I planned to start this review with a mention of Brexit but the events in the US this week have overshadowed even that. Why do we – individuals, groups and organisations – so easily fall into the trap of willful blindness? Why do we actively refuse to pay attention to clearly unethical behaviours and systems? Why is it so difficult to lead with kindness?
“You cannot fix a problem that you refuse to acknowledge.”Margaret Heffernan
Margaret Heffernan, one of my favourite business thinkers of our times, describes her personal explorations of this topic in her book on the topic, which I strongly recommend it to leaders and managers. Like all other challenges of building safe and nurturing organisations, willful blindness has many factors and deep roots in how we operate as humans. We have a strong need to belong. We live in systems that prefer high organisational ladders and titles over closely connected, human relationships. We have money – which, as Hefferan investigated – tends to interfere with our humanity. And so much more!
“As long as it (an issue) remains invisible, it is guaranteed to remain insoluble.”Margaret Heffernan
However, I like this book because Heffernan is making a case for building better organisations and systems designed around the safety and trusted human connections. Active calling out of inequalities benefits everyone. Spotting and flagging up mistakes on all levels of a company is actually very useful for its leaders. Nurturing staff, instead of short term customer service model, saves money, increases brand loyalty and promotes true innovation. Of course, those of us who have experienced nurturing leadership know this – we have seen the benefits of this approach in action.
“Being a critical thinker starts with resisting the urge to be a pleaser.”Margaret Heffernan
However, as Hefferon rightly points out, we still live the reality in which systems are designed to punish those who do not comply with them, who question the status quo. A grievance process is oftentimes on the record of the person who initiates it – not on the manager’s one. The fame of whistleblowing rarely opens doors to new jobs. And let’s face it – internally, those who question, strive for improvements or call out mistakes are often labels as “nuisance”. So let’s face it – tackling willful blindness is remarkably hard.

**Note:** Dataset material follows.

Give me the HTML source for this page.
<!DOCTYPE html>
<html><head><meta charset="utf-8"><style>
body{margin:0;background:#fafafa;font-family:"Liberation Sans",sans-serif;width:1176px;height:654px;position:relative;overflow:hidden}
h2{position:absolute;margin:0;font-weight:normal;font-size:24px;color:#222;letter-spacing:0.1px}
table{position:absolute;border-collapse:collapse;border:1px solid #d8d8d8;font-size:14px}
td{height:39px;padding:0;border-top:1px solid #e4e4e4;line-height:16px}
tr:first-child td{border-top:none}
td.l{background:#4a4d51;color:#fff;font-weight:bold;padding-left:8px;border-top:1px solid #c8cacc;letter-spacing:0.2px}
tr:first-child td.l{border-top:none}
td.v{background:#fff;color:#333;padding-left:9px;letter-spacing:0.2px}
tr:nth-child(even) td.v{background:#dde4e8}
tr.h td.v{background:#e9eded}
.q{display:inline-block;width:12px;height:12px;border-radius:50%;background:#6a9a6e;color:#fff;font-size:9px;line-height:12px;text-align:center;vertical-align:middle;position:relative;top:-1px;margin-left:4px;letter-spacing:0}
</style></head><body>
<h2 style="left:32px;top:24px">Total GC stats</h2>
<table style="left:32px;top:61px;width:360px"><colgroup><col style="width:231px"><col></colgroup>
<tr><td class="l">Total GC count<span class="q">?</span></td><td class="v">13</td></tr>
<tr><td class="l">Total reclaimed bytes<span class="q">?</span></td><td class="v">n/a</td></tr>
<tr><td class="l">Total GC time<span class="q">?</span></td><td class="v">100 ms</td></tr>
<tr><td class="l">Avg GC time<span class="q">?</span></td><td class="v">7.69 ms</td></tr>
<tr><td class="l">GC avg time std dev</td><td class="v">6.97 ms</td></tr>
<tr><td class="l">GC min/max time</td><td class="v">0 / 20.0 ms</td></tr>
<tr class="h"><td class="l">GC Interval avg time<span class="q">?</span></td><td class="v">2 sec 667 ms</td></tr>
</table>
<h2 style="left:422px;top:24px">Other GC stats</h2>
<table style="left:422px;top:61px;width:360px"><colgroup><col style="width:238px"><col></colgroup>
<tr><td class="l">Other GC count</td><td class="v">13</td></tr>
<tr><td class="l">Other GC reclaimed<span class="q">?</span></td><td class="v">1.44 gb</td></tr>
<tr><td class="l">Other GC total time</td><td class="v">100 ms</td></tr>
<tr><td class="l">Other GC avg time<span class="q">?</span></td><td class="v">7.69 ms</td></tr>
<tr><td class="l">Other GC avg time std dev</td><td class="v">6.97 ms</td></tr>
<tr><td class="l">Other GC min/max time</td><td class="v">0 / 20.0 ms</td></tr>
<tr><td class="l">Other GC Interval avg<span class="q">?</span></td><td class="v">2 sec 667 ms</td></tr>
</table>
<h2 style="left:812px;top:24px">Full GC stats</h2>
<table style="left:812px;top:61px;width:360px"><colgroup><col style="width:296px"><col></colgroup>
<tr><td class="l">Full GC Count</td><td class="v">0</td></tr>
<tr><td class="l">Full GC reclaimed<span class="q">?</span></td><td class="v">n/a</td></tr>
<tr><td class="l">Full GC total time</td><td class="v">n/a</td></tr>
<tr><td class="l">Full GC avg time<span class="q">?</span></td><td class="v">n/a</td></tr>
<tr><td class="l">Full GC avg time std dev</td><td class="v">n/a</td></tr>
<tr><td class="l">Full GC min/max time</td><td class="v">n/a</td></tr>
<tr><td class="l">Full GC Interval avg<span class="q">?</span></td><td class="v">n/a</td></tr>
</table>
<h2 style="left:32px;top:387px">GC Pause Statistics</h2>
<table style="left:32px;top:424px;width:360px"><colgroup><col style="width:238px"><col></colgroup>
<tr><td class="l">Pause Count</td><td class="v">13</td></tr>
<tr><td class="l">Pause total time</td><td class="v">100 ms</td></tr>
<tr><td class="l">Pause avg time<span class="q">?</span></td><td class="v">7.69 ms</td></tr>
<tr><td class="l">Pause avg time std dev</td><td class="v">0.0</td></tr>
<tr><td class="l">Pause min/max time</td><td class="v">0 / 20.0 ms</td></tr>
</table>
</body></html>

“The only consequence of their (employee) silence is that the blind (employer) lead the blind.”Margaret Heffernan
Luckily, times are slowly changing. This week has certainly shown us the wave of a shifting sentiment towards a kinder society. So what can we do individually to identify willful blindness? Here are a few tips that worked for my clients:
1.Lead with kindness, not power. Power corrupts and makes you blind. It closes the doors for those who might wish you well and warn you before it’s too late. If your staff feel they need to please you and are scared to flag up mistakes, admit it: you are leading with power, which needs to change. You might need to unlearn the traditional power dynamics and educate yourself on a kinder, more humble approach.
2. Celebrate diversity. Tolerating difference is simply not enough. Celebrate and learn to treasure people who disagree with you, who are different, who make you feel uncomfortable – it is your burden to carry, not yours. It is also a sign that you can learn, grow and change. Change is the key to innovation.
3. Model vulnerability. Show your staff that you are human and you do fail. Fail miserably and openly. Pick yourself up. Allow others to support you. Get up and learn from it. Work collaboratively on solutions. Show your team that it is OK not to know, make mistakes and come back from them wiser.
4. Practice humility. This one is often hard, but it is a simple sign of a kind leader. A simple test, if you like. And we all see it in good leaders: daily! Pick up the trash. I mean, literally. If you feel it is the job of your cleaner or assistant or admin person to tidy up after you and you are too high up on the company ladder to take out the trash – you are leading with power, not kindness. You are just as much of a human as all of those people, and it is your responsibility to wash up that mug. So own up to it. Let your assistant go first through the door. Offer to lock up, if you stay late in the office.
5. Remember your “why”. Historically, our leaders were chosen not to reap the benefits of their seats, but to care for their groups, so don’t forget that that’s your priority. Your job is to care for your staff, to keep them safe, to nurture and protect. Not to scare. Not to stand above. Not to be the entitled individual in the room. The benefits of leadership come after their responsibilities: and the core one is to keep your people well.